Second Rise Complete – Phase Three!
 13.   Take the dough out of the oven.
 14.   Flour a smooth surface like a cutting board. Punch the dough down into the bowl a few times, then turn the dough out onto the floured surface. Knead for a few minutes, adding flour as needed to keep the dough from feeling sticky.
 15.    Now it's time to braid your buns. For the full Challah loaf braiding instructions , click here. 
Twist of the dough
 16.  To make the mini Pretzel Challah rolls cut the dough into pieces so that you can roll out each tube or “snake” approximately 9 inches long. Wrap the tube into a knot and then connect the ends of the dough to form the rolls.
 17.    Line a large cookie sheet with a clean, dry, smooth kitchen towel. Place the mini  braids on top of the towel and let them rise for 30-45 minutes longer. You’ll know the dough is ready to bake when you press your finger into the dough and the indentation stays, rather than bouncing back.

Third Rise Complete – Phase Four!
 18.    Preheat oven to 350 degrees F. Bring 4 quarts of water to boil in a oval saucepan or roasting pan on your stovetop. The pan should be large enough to immerse the rolls in batches. Dissolve the baking soda and 1/2 cup brown sugar into the boiling water, using a whisk to break up the baking soda and sugar that settles on the bottom of the pan. Careful, the baking soda will fizz up when you add it to the boiling water!

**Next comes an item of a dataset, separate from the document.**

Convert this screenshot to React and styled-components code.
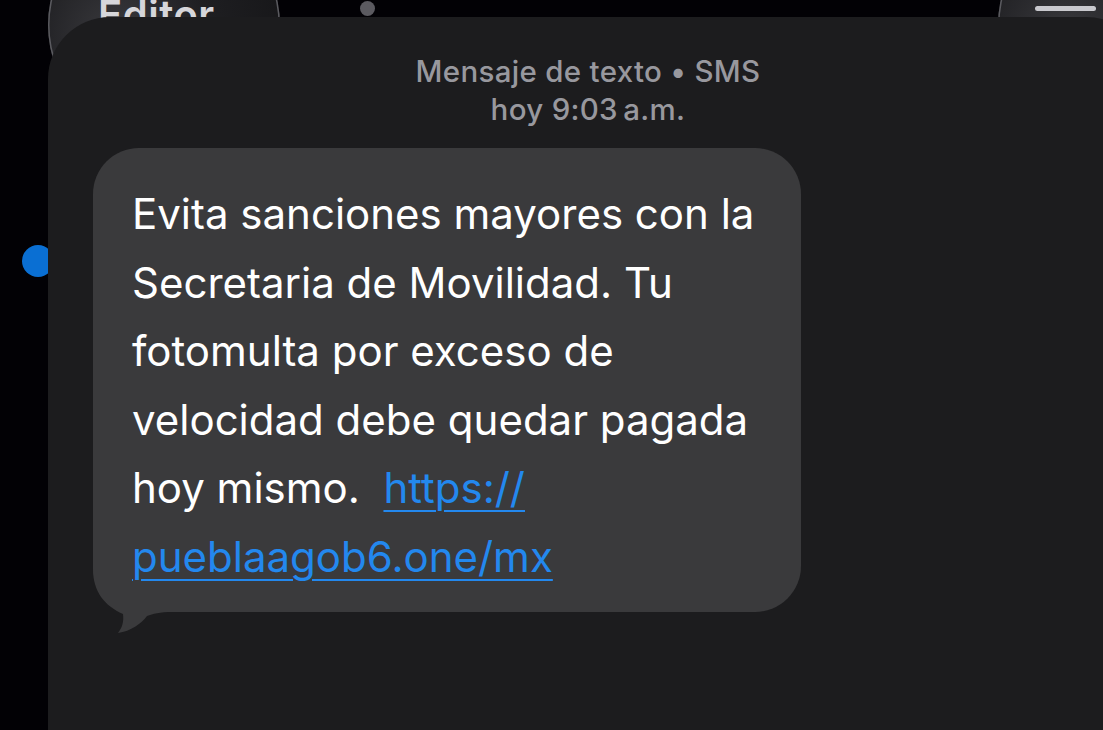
import React from "react";
import styled, { createGlobalStyle } from "styled-components";

const Global = createGlobalStyle`
  html, body {
    margin: 0;
    padding: 0;
    background: #020105;
    overflow: hidden;
  }
  body {
    font-family: Inter, "Noto Sans", sans-serif;
    -webkit-font-smoothing: antialiased;
  }
`;

const Screen = styled.div`
  position: relative;
  width: 1103px;
  height: 730px;
  overflow: hidden;
  background: #020105;
`;

/* the list screen that peeks out behind the sheet */
const Backdrop = styled.div`
  display: flex;
  flex-direction: column;
`;

const TopBar = styled.div`
  display: flex;
  align-items: flex-start;
  margin-top: -91px;
  padding-left: 48px;
`;

const GlassButton = styled.div`
  flex-shrink: 0;
  width: 232px;
  height: 232px;
  box-sizing: border-box;
  border-radius: 50%;
  background: radial-gradient(circle at 30% 55%, #3a3a3e 0%, #1e1e21 45%, #141416 100%);
  box-shadow: inset 0 0 0 1.5px #5a5a5f;
  display: flex;
  flex-direction: column;
  align-items: flex-start;
  padding: ${(p) => (p.$right ? "97px 0 0 37px" : "82px 0 0 50px")};
  margin-left: ${(p) => (p.$right ? "auto" : "0")};
  margin-right: ${(p) => (p.$right ? "-127px" : "0")};
`;

const BackTitle = styled.span`
  font-size: 40px;
  line-height: 48px;
  font-weight: 600;
  color: #d6d6da;
  letter-spacing: 0.5px;
`;

const BackDot = styled.span`
  flex-shrink: 0;
  margin: 92px 0 0 80px;
  width: 15px;
  height: 15px;
  border-radius: 50%;
  background: #5b5a60;
`;

const Menu = styled.div`
  display: flex;
  flex-direction: column;
  align-items: flex-end;
  gap: 10px;
  width: 61px;
`;

const MenuLine = styled.span`
  width: ${(p) => p.$width}px;
  height: 5px;
  border-radius: 3px;
  background: #c9c9ce;
  margin-right: ${(p) => p.$inset}px;
`;

const ListRow = styled.div`
  display: flex;
  align-items: center;
  padding: 104px 0 0 22px;
`;

const UnreadDot = styled.span`
  width: 32px;
  height: 32px;
  border-radius: 50%;
  background: #0a6fd3;
`;

/* the message sheet lying over the list */
const Sheet = styled.section`
  position: absolute;
  top: 17px;
  left: 48px;
  width: 1100px;
  height: 760px;
  background: #1c1c1e;
  border-radius: 62px 62px 0 0;
  display: flex;
  flex-direction: column;
`;

const Header = styled.header`
  width: 1080px;
  padding-top: 35px;
  text-align: center;
  color: #98989e;
  font-size: 29.5px;
  line-height: 38px;
  font-weight: 500;
  letter-spacing: 0.3px;
`;

const Thread = styled.div`
  margin-top: 20px;
  padding-left: 45px;
  display: flex;
  flex-direction: column;
  align-items: flex-start;
`;

const Bubble = styled.div`
  position: relative;
  z-index: 0;
  width: 708px;
  box-sizing: border-box;
  padding: 32px 20px 21px 39px;
  background: #3a3a3c;
  border-radius: 46px;
  color: #ffffff;
  font-size: 42px;
  line-height: 68.5px;
  font-weight: 400;
`;

const Tail = styled.svg`
  position: absolute;
  z-index: -1;
  left: 0;
  bottom: -22px;
  width: 80px;
  height: 80px;
`;

const Link = styled.a`
  color: #2388ee;
  text-decoration: underline;
  text-decoration-thickness: 2px;
  text-underline-offset: 7px;
`;

export default function App() {
  return (
    <Screen>
      <Global />
      <Backdrop>
        <TopBar>
          <GlassButton>
            <BackTitle>Editor</BackTitle>
          </GlassButton>
          <BackDot />
          <GlassButton $right>
            <Menu>
              <MenuLine $width={61} $inset={0} />
              <MenuLine $width={27} $inset={3} />
            </Menu>
          </GlassButton>
        </TopBar>
        <ListRow>
          <UnreadDot />
        </ListRow>
      </Backdrop>
      <Sheet>
        <Header>
          <div>Mensaje de texto • SMS</div>
          <div>hoy 9:03&#8201;a.m.</div>
        </Header>
        <Thread>
          <Bubble>
            <Tail viewBox="0 0 80 80">
              <path
                d="M0 0 L0 15 C0 38, 12 52, 30 60 C31 68, 29 74, 25 79 C38 77, 48 70, 54 62 C60 60, 66 58, 80 58 L80 0 Z"
                fill="#3a3a3c"
              />
            </Tail>
            Evita sanciones mayores con la Secretaria de Movilidad. Tu
            fotomulta por exceso de velocidad debe quedar pagada hoy
            mismo.{"\u00a0\u00a0"}
            <Link>https://</Link>
            <br />
            <Link>pueblaagob6.one/mx</Link>
          </Bubble>
        </Thread>
      </Sheet>
    </Screen>
  );
}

 19.  Bring the cookie sheet to the stove area. Gently immerse the mini braids in the boiling
water for 30 seconds. Turn them once with a spatula to make sure both sides of the braid are evenly moistened by the boiling water. Use the slotted
 spoon to carefully remove the
 braids from the water and place
 them on the kitchen towel lined
 cookie sheet.

Water Bath Done – Final Phase!
 20.  Let the soaked braids rest on the kitchen towel for a few minutes while you prepare your egg wash. They will look slightly "water-logged" and pruny at this point, but don't worry, they'll puff up again when they bake. The kitchen towel will soak up any excess liquid so the bottom of each mini challah doesn't become soggy.

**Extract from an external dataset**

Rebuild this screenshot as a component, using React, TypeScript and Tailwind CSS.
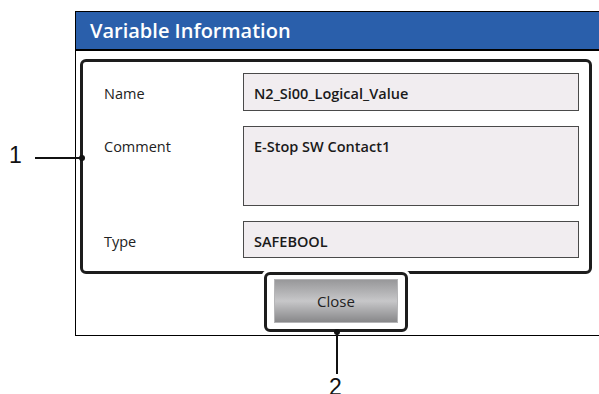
const fields = [
  { label: 'Name', value: 'N2_Si00_Logical_Value', height: 'h-[38px]' },
  { label: 'Comment', value: 'E-Stop SW Contact1', height: 'h-[80px]' },
  { label: 'Type', value: 'SAFEBOOL', height: 'h-[37px]' },
];

const App = () => {
  return (
    <div className="relative w-[599px] h-[394px] overflow-hidden bg-white font-['Open_Sans','Noto_Sans',sans-serif]">
      <div className="pt-[11px] pl-[75px]">
        {/* Dialog window */}
        <div className="w-[540px] border-[1.5px] border-black bg-white">
          <div className="h-[39px] bg-[#2a5fab] border-b-2 border-black flex items-center pl-[14px]">
            <span className="text-white text-[20px] font-semibold leading-none">Variable Information</span>
          </div>

          <div className="w-[512px] ml-[4px] pt-[8px] pb-[3px] flex flex-col">
            {/* Callout 1 box */}
            <div className="rounded-[6px] border-[3px] border-[#1d1d1d] pl-[21px] pr-[10px] pt-[11px] pb-[12px] flex flex-col gap-[15px]">
              {fields.map((f) => (
                <div key={f.label} className="flex items-start">
                  <div className="w-[139px] h-[38px] pt-[3px] flex items-center text-[14.5px] text-[#222]">{f.label}</div>
                  <div className={`flex-1 ${f.height} border border-[#4a4a4a] bg-[#f1edf0] pl-[10px] pt-[9px] text-[14.5px] font-semibold text-[#1a1a1a]`}>
                    {f.value}
                  </div>
                </div>
              ))}
            </div>

            {/* Callout 2 box around Close button */}
            <div className="flex justify-center -mt-[2px]">
              <div className="relative rounded-[6px] border-[3px] border-[#1d1d1d] bg-white shadow-[0_0_0_3px_#ffffff] px-[7px] pt-[4px] pb-[6px]">
                <button className="w-[124px] h-[44px] border border-[#b5b5b7] bg-gradient-to-b from-[#98989a] via-[#c7c7c9] to-[#88888a] text-[15px] text-[#222]">
                  Close
                </button>
              </div>
            </div>
          </div>
        </div>
      </div>

      {/* Callout 1 leader */}
      <span className="absolute left-[9px] top-[144px] text-[23px] leading-none text-[#111] font-['Liberation_Sans',sans-serif]">1</span>
      <div className="absolute left-[35px] top-[157px] w-[46px] h-[1.5px] bg-[#111]" />
      <div className="absolute left-[79px] top-[155px] w-[6px] h-[6px] rounded-full bg-[#111]" />

      {/* Callout 2 leader */}
      <div className="absolute left-[334px] top-[329px] w-[6px] h-[6px] rounded-full bg-[#111]" />
      <div className="absolute left-[336px] top-[332px] w-[1.5px] h-[42px] bg-[#111]" />
      <span className="absolute left-[329px] top-[376px] text-[23px] leading-none text-[#111] font-['Liberation_Sans',sans-serif]">2</span>
    </div>
  );
};

export default App;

 21.  To prepare the egg wash, whisk together the yolk, water, sugar and salt till smooth.
 22 Gently remove the mini challahs from the baking sheet by slowly pulling the kitchen towel off of the cookie sheet. Lay down parchment and sprinkle with a light dusting of cornmeal. Pretzel bread is sticky business; doubling up with parchment paper and cornmeal is the safest bet to ensure that the mini challahs don't stick.
23. Place the mini braided challahs onto the parchment paper lined baking sheet(s).

 24.    Brush the challahs evenly with a light, thorough coating of the egg wash.
 25.  Dust the challahs with kosher or coarse salt to taste. Careful, they can get very salty very fast! A thin, even sprinkling will work best.
 26.    The challah needs to bake for about 15-18 minutes total.
 27.   Mini Pretzel Challah is finished when it's a dark golden brown color all over. Test the mini bread for doneness by turning it over and tapping on the bottom of the loaf—if it makes a hollow sound, it’s done.
 28.   To keep the outer part of the pretzel challah soft and supple, you can brush each challah with a tablespoon of melted butter or margarine as soon as it comes out of the oven (if you use butter, it becomes a dairy dish, not pareve). This step is optional.
 29.    Let challah cool slightly on the baking sheet or a wire cooling rack before serving. Pretzel challah is best served warm; reheat before serving. Store it wrapped tightly in plastic wrap or foil to keep it fresh.